**DIRECTIONS FOR THIS TASK**
Identify the lines that contain the string "page", then copy each of them.

/---

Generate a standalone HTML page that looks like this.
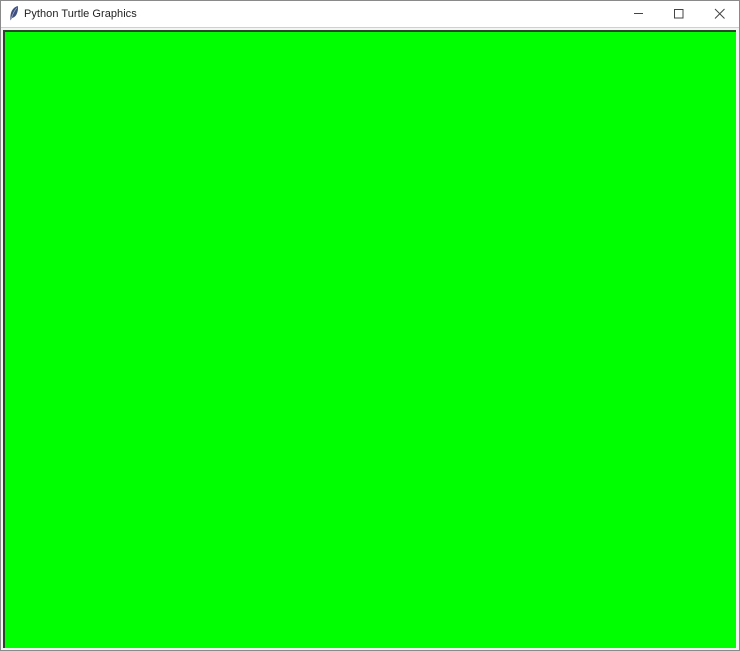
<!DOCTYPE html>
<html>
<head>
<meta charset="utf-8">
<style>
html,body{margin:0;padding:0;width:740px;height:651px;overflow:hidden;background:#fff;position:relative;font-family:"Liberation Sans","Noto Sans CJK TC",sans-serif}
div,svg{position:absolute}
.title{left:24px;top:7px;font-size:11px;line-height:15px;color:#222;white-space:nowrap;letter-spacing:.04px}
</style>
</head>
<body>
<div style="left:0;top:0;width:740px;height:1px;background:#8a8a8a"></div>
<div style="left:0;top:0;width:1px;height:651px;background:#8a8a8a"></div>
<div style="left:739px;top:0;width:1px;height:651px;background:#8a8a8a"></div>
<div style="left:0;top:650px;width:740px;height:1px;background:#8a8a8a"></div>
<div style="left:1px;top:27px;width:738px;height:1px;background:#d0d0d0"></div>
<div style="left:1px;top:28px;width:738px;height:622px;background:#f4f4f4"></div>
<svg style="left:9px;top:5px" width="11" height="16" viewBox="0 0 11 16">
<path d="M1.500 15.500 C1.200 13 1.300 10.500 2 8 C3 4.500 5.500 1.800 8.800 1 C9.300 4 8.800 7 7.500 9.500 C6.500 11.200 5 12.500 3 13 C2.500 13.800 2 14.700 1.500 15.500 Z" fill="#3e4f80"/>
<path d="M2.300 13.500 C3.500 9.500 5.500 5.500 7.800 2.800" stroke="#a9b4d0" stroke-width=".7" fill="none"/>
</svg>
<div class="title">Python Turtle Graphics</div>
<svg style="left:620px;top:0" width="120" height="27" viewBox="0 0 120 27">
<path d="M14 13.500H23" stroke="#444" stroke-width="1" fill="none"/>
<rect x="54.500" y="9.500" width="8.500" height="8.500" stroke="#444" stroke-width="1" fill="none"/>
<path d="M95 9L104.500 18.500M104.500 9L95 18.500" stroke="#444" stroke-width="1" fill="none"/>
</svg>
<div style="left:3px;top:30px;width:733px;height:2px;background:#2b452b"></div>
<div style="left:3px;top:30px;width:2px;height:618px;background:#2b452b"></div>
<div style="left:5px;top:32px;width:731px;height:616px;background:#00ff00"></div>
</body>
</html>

\---
/---

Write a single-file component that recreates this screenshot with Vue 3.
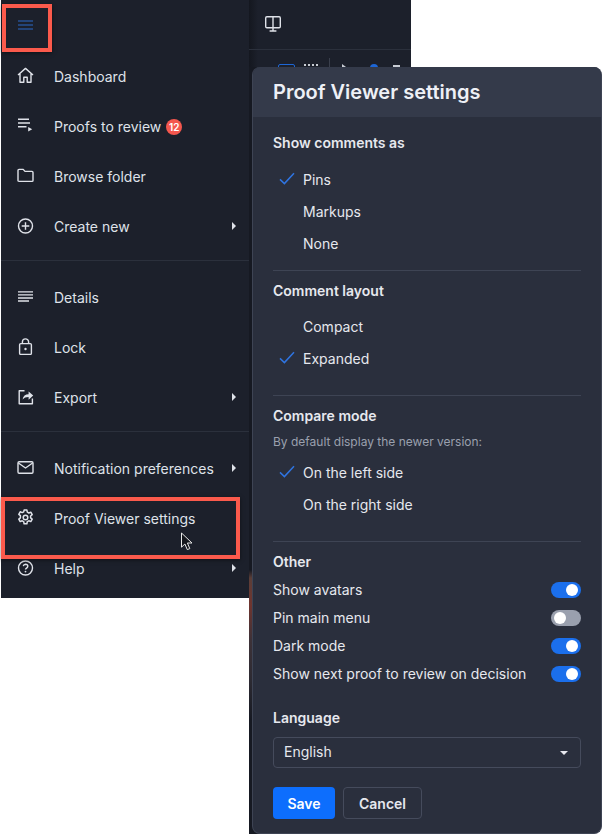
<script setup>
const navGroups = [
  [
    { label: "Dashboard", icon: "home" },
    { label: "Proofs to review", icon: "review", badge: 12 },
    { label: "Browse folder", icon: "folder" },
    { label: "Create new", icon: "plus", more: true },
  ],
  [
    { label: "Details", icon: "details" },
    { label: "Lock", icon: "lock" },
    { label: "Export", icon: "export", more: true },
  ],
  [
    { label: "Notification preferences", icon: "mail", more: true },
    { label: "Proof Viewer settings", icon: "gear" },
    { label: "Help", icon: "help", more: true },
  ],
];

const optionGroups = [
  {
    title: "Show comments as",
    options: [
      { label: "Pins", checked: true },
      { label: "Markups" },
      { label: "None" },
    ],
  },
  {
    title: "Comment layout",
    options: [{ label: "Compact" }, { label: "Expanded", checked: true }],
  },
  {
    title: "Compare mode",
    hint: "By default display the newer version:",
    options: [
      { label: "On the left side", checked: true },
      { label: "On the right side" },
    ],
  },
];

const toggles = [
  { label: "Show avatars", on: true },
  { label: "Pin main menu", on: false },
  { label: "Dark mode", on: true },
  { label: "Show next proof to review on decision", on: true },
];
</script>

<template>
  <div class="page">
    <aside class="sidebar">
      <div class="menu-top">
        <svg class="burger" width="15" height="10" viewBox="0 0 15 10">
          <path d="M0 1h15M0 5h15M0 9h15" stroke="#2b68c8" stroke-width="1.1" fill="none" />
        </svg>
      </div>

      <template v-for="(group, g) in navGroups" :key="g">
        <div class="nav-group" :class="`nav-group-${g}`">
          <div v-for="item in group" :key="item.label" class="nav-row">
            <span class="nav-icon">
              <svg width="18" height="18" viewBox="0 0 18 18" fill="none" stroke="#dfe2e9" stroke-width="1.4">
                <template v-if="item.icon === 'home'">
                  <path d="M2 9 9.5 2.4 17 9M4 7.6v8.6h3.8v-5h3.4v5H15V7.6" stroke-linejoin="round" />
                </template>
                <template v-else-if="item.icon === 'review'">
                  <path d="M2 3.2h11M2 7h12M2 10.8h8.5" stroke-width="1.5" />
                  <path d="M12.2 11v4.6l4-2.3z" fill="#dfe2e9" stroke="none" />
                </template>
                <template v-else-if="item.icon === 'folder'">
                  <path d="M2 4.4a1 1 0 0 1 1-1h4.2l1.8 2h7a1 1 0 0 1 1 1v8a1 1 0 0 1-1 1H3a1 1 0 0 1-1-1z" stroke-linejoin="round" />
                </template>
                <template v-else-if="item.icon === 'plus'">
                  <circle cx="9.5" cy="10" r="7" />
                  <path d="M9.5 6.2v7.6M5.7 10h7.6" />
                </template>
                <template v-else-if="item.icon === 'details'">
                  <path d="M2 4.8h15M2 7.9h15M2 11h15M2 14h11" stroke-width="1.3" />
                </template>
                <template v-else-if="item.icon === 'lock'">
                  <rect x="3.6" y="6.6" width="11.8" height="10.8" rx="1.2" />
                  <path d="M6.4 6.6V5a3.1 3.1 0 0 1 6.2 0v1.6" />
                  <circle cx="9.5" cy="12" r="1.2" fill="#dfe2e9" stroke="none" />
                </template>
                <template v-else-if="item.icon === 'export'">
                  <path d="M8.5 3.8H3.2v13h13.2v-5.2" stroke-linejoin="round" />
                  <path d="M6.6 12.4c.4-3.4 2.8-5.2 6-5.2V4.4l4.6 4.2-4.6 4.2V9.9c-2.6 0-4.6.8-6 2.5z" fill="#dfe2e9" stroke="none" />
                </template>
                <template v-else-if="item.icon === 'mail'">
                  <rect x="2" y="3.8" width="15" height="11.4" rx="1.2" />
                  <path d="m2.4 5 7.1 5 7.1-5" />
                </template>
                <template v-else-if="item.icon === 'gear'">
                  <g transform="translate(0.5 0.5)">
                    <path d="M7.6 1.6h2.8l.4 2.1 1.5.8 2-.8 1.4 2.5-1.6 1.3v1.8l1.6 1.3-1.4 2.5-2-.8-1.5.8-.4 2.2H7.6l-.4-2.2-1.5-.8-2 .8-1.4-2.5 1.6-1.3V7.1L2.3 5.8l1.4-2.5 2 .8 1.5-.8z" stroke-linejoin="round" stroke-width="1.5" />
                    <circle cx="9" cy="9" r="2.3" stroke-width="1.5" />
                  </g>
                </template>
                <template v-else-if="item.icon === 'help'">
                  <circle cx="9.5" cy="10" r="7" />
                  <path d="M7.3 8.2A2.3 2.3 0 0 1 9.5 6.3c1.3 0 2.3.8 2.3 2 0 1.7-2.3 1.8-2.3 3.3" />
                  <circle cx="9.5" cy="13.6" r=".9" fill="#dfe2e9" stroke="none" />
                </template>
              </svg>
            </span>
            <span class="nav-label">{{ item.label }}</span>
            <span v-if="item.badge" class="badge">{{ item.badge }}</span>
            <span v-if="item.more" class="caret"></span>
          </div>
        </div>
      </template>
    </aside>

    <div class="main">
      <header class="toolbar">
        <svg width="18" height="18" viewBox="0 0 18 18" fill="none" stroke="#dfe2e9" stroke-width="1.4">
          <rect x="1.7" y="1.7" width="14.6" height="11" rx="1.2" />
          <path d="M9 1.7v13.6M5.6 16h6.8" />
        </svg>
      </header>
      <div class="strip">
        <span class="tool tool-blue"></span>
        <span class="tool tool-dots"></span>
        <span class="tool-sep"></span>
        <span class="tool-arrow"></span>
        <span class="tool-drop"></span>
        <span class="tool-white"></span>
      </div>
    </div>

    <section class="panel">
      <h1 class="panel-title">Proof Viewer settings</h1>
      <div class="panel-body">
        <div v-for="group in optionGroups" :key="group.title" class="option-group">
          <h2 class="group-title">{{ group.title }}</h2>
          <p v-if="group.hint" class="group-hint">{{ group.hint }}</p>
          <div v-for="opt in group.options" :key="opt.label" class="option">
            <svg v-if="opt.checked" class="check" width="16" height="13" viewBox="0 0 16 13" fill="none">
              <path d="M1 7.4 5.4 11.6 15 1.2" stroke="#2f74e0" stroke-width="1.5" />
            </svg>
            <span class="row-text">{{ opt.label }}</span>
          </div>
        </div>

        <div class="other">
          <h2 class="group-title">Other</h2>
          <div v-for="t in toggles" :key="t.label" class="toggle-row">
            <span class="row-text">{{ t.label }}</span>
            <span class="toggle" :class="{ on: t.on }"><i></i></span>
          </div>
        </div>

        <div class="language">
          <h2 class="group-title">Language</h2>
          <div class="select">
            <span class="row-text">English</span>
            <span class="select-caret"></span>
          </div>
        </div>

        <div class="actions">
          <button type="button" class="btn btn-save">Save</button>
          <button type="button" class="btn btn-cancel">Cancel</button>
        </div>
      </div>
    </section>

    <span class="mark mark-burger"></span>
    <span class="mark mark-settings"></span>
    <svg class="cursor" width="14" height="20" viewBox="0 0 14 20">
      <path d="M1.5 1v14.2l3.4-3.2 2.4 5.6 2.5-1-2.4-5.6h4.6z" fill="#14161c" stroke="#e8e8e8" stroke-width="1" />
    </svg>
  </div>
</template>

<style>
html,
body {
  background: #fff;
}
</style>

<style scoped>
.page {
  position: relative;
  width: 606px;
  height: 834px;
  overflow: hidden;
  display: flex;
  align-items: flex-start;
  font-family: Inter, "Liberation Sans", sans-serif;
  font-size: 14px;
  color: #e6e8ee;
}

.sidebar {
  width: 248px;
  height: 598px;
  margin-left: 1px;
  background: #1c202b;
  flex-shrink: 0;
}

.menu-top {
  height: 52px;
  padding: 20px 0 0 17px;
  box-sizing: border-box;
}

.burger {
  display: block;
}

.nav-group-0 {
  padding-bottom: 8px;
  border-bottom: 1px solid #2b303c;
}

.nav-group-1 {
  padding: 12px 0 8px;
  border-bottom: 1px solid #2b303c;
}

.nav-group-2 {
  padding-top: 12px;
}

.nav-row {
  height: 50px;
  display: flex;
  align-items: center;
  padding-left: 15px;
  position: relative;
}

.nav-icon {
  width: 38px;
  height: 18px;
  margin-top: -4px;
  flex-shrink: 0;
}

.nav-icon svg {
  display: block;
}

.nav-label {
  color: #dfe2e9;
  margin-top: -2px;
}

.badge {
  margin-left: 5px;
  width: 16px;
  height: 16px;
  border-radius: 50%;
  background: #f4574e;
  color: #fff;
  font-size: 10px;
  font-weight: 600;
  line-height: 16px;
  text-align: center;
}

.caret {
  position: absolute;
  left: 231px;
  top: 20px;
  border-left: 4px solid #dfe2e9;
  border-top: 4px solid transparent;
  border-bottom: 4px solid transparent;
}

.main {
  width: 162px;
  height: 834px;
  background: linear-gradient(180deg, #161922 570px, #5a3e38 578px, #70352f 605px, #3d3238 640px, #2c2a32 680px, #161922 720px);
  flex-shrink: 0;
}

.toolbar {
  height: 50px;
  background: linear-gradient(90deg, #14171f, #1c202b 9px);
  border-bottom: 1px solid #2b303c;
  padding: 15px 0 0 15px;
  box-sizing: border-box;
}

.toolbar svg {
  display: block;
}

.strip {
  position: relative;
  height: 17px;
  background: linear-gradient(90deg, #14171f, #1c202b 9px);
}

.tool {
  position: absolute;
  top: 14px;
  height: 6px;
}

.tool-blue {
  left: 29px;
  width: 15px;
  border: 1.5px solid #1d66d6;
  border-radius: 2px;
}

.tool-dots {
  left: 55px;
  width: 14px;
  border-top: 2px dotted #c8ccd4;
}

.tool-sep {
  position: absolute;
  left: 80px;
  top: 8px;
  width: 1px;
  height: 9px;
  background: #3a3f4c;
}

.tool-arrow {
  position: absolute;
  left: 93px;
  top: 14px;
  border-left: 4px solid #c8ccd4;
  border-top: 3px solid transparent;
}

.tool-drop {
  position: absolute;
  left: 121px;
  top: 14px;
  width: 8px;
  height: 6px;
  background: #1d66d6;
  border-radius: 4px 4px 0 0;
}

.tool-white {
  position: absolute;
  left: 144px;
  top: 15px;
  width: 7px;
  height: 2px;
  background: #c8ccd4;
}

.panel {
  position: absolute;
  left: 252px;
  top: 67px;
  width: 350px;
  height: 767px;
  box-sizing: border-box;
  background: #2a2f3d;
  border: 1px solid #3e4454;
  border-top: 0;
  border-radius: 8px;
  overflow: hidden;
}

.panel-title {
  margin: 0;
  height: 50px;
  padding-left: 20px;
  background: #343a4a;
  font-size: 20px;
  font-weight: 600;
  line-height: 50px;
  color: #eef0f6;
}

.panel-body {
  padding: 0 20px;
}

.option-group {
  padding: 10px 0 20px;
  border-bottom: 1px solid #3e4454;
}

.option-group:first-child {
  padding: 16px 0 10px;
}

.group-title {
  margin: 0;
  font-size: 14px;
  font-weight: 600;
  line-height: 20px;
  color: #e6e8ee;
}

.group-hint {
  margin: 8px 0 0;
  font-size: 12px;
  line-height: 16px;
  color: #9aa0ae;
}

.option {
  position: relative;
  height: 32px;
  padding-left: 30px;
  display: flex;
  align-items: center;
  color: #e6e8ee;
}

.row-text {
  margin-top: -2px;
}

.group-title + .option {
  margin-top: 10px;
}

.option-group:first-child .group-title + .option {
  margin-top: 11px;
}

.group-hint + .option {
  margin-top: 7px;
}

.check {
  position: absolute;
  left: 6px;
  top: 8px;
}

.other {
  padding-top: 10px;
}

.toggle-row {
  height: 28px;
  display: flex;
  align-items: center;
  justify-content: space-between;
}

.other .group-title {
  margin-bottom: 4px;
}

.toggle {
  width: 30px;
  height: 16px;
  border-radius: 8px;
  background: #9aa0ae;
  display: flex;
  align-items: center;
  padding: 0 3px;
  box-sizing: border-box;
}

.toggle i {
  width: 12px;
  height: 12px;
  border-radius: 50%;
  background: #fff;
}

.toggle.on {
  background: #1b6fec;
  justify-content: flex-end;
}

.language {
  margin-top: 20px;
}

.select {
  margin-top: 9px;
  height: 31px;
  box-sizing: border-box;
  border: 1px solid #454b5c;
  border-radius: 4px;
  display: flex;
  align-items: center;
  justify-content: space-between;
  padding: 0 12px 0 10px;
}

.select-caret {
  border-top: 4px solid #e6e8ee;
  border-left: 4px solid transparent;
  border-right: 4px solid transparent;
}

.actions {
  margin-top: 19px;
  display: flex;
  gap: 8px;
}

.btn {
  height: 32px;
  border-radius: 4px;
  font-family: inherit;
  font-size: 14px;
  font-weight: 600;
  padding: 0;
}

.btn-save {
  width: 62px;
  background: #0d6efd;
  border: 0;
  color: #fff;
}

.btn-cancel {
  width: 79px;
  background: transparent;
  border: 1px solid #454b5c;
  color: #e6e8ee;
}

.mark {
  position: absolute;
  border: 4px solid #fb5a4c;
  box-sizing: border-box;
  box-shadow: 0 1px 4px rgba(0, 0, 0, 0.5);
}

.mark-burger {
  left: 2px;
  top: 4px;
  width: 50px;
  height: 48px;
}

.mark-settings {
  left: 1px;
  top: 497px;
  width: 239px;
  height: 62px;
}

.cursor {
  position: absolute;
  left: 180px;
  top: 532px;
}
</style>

\---

**SOLUTION FOR THIS PROBLEM**
Generate a standalone HTML page that looks like this.
  <div class="page">
.page {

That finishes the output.